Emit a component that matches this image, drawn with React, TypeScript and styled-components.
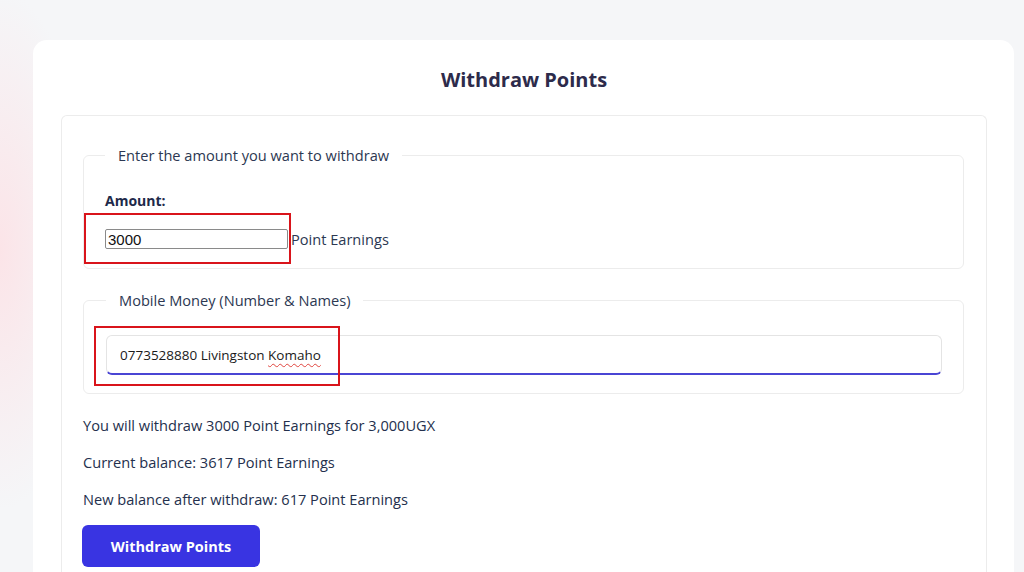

★ ★ ★ ★ ★

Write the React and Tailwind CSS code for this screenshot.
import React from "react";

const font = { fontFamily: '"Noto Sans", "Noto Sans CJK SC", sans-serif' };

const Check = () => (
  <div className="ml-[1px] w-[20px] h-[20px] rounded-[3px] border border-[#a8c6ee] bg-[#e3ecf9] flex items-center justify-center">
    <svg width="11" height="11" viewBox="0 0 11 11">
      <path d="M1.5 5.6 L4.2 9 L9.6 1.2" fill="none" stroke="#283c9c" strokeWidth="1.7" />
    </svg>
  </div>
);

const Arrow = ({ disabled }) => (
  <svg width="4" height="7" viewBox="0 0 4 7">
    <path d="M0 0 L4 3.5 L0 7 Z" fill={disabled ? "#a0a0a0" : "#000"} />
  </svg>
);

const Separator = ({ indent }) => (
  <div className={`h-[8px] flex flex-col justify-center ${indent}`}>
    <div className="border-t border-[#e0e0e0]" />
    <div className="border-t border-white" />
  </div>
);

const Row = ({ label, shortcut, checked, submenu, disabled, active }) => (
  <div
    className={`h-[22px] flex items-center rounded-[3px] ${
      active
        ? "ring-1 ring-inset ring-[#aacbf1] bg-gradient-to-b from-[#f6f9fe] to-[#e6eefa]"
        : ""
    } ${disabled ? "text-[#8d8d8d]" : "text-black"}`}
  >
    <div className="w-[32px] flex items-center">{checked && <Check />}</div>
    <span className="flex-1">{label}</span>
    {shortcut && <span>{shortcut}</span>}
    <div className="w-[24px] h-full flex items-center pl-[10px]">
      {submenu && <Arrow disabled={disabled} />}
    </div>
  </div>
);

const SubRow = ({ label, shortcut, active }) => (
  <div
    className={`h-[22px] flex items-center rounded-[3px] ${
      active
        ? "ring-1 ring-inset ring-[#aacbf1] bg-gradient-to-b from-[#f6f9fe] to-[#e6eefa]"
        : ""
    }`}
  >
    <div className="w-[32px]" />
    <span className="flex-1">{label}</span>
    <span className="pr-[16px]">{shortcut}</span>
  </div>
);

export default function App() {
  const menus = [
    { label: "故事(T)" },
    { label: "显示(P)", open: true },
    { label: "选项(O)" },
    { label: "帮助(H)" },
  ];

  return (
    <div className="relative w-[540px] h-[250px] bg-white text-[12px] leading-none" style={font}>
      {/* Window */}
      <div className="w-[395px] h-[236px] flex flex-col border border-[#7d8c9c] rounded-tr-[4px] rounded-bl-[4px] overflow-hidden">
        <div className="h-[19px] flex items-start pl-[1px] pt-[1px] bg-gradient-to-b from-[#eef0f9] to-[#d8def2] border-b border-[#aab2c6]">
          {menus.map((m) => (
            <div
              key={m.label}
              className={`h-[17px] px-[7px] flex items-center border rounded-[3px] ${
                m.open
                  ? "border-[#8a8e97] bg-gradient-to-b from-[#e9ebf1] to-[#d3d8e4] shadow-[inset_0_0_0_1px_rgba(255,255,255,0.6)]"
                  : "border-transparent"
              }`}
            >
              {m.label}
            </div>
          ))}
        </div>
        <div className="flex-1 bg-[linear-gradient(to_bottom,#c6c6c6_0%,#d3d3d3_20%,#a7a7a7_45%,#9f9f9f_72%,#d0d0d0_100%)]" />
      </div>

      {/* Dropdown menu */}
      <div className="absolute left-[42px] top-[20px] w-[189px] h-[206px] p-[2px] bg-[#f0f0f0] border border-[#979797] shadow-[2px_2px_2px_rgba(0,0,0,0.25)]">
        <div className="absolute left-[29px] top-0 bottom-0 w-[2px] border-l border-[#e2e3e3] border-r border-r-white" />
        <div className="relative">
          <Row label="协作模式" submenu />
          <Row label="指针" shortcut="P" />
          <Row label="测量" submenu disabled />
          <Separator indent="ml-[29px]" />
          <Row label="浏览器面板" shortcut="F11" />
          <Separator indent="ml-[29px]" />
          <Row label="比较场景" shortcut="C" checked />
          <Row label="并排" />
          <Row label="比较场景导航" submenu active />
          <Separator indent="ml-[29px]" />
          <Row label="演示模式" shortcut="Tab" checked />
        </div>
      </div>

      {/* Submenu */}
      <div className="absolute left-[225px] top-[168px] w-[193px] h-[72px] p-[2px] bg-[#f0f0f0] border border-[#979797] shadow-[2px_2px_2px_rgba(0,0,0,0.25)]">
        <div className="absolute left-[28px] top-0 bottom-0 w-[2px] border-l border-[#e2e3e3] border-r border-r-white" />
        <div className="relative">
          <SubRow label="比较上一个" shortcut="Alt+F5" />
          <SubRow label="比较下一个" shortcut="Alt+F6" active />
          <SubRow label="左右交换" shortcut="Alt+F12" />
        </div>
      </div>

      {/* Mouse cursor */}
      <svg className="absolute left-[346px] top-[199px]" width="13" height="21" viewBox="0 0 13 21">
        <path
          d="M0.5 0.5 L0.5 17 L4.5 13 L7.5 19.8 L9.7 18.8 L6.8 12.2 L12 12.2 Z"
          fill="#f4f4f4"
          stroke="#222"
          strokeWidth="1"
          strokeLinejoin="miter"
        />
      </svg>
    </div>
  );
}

★ ★ ★ ★ ★

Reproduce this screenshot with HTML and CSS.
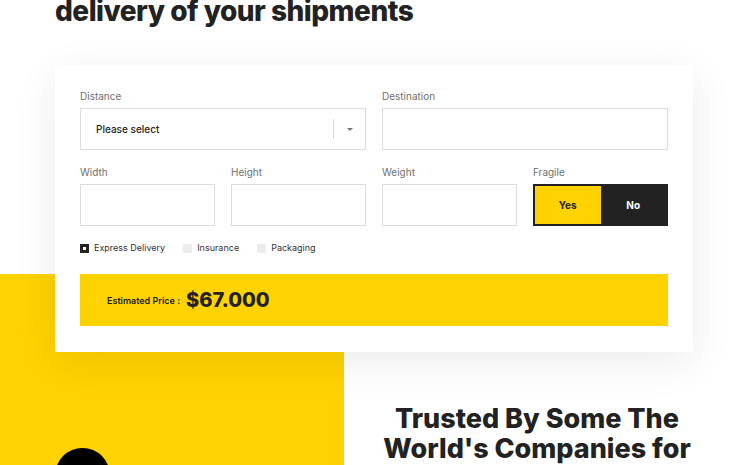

★ ★ ★ ★ ★

*AIM*: In the material above, find each line that contains the word "React", and select it.

*TASK RESULT*:
Emit a component that matches this image, drawn with React, TypeScript and styled-components.
Write the React and Tailwind CSS code for this screenshot.
import React from "react";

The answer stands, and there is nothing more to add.